Et cependant ces œuvres dont la poussière est secouée avec empressement par les générations éclairées et mûres des temps postérieurs, ces monodies mystérieuses et sévères où toutes les grandeurs et toutes les misères humaines se confessent et se dévoilent, comme pour se soulager, en se jetant hors d’elles-mêmes, enfantées souvent dans l’ombre de la cellule ou dans le silence des champs, ont passé inaperçues parmi les productions contemporaines. Telle a été, on le sait, la destinée d’Obermann.

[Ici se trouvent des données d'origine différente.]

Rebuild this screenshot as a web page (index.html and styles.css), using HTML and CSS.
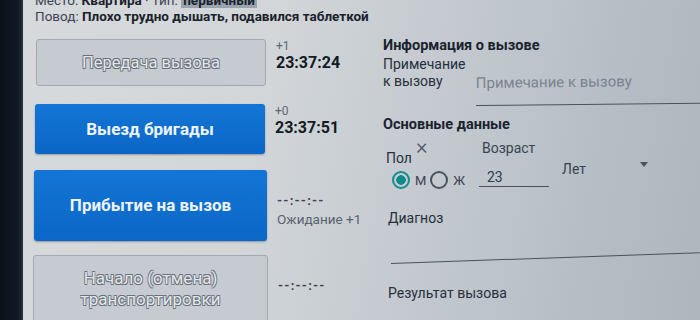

À nos yeux, la plus haute et la plus durable valeur de ce livre consiste dans la donnée psychologique, et c’est principalement sous ce point de vue qu’il doit être examiné et interrogé.

Quoique la souffrance morale puisse être divisée en d’innombrables ordres, quoique les flots amers de cette inépuisable source se répandent en une multitude de canaux pour embrasser et submerger l’humanité entière, il y a plusieurs ordres principaux dont toutes les autres douleurs dérivent plus ou moins immédiatement. Il y a : 1° la passion contrariée dans son développement, c’est-à-dire la lutte de l’homme contre les choses ; 2° le sentiment des facultés supérieures, sans volonté qui les puisse réaliser ; 3° le sentiment des facultés incomplètes, clair, évident, irrécusable, assidu, avoué : ces trois ordres de souffrances peuvent être expliqués et résumés par ces trois noms ; Werther, René, Obermann.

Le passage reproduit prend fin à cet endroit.